Their beef operation currently consists of feeder calves. They are born in February, weaned in September and sold when they reach the 500- to 600-pound range. The customers finish the calves for another year. The calves aren’t pure bred, but, once again, attention to genetics is a top priority.
“We breed them for a calm disposition,” says Brett. “They’re easier to manage, and they stay fleshy with less food than less calm cows would. We’ll keep a heifer with good genetics up to 15 years.”
Adds Trevor, “We keep precise records on breeding, birthing, weaning and their weight when we sell them.”

For several years, they had a business called Brothers Beef that was a direct-sales operation. They ran a booth at the Saturday farmers market in downtown Columbus, but, according to Brett, it became a choice between that and “Trevor going to his kids’ soccer games.”


The distilled grains component of the Glick operation came about when the Spagnuolo family, owners of Bear Wallow Distillery in Brown County, approached the brothers.

“They said, ‘Hey, you know how to clean grain, and we want to work with someone locally,’” says Trevor.

That led to supplying other distillers with custom grain cleaning and a partnership with a rye importing business.

Strategic planning is an ongoing part of their activity. Five years ago, they conducted a major SWOT (strengths, opportunities, weaknesses, threats) analysis. Brett maps out a budget on a monthly basis.
He grants that it doesn’t come as naturally as the more hands-on aspects of what needs to be done: “I’d rather be out bush-hogging or cleaning fence rows, but you have to know your route for where you’re going. You have to take your eyes off the scenery and look down at the map.”
They play to their strengths. Brett handles the financial analysis, and Trevor does a lot of the customer relations work.

Lynn can be seen strolling the premises on most days, which shouldn’t be surprising, given that the brothers’ office and the equipment storage building are across the lawn from his house.
“Grandpa is our parts retrieval specialist,” says Brett.

They send him on missions to nearby equipment dealerships when something breaks down.
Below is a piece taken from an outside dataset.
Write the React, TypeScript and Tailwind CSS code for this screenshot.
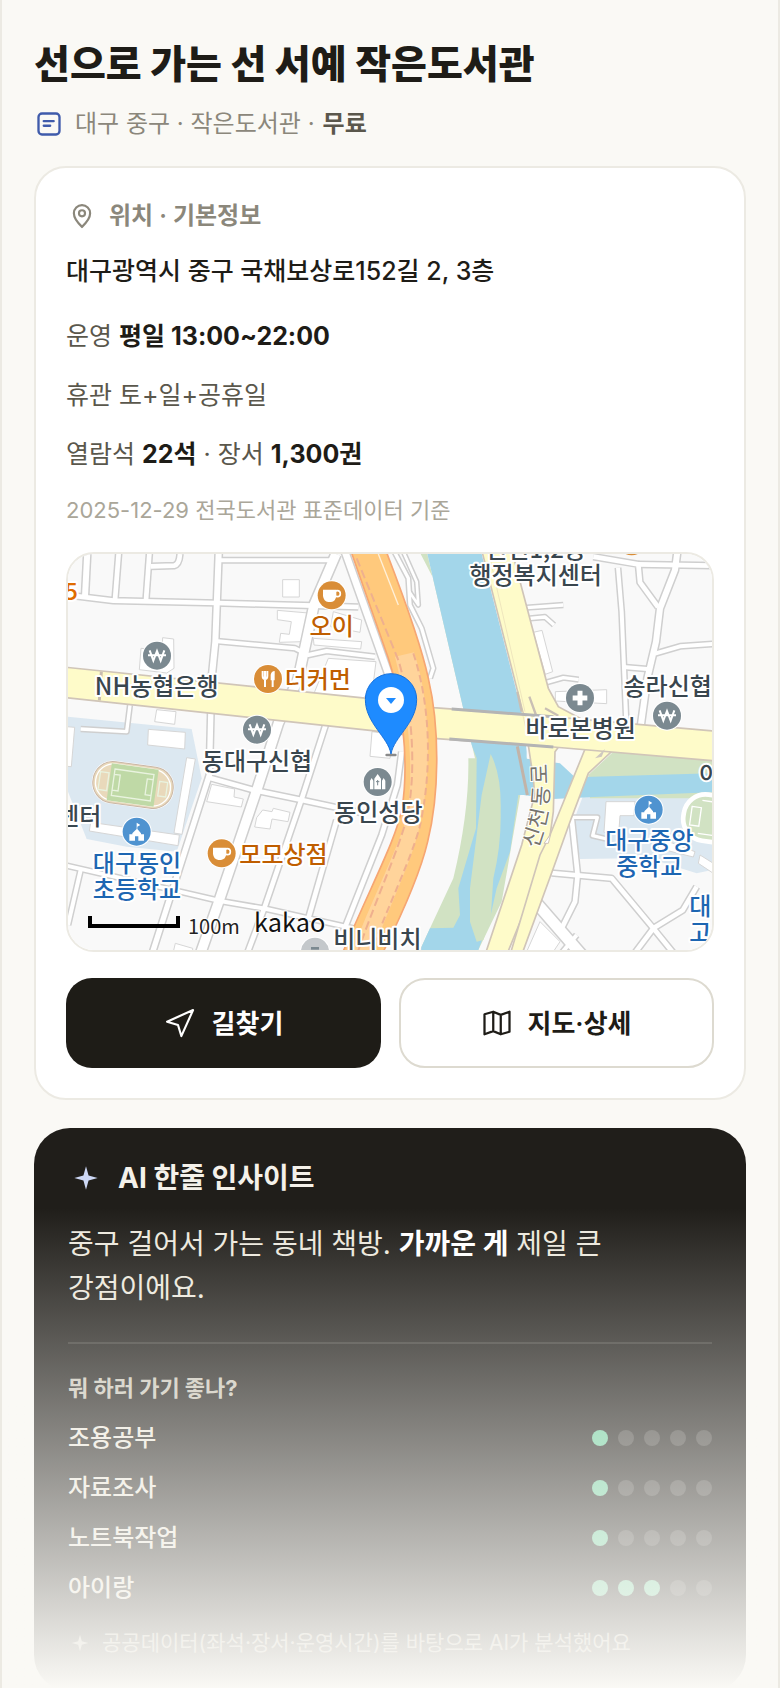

Lynn notes that it gives him the opportunity to eat at restaurants in Seymour or Greensburg.
Brett and his wife, Katie, have one daughter, Mae. Trevor and his wife, Kelly, have three children, Sophie, Ethan and Eli. Brett says that their wives are “very supportive of our business but not directly involved.”



Their mother, Marybeth, lives in a house adjacent to the farming property. After raising her children (and occasionally helping with tasks like tractor driving), she worked at Cummins, from which she retired. She now helps with 4-H projects for one of her granddaughters, the child of the brothers’ sister, Lisa.

What is it like to live one’s entire life on one piece of ground and see the same faces daily in one’s professional life in an age when mobility is the norm for so much of society?

“There’s definitely something very valuable about being grounded,” says Brett. “We do travel and have social lives, but we hold that connection to the past in high regard. There’s a particular shovel I really like to use. It has a worn handle and probably isn’t as efficient as one I could go buy at Rural King, but I am putting history to use.”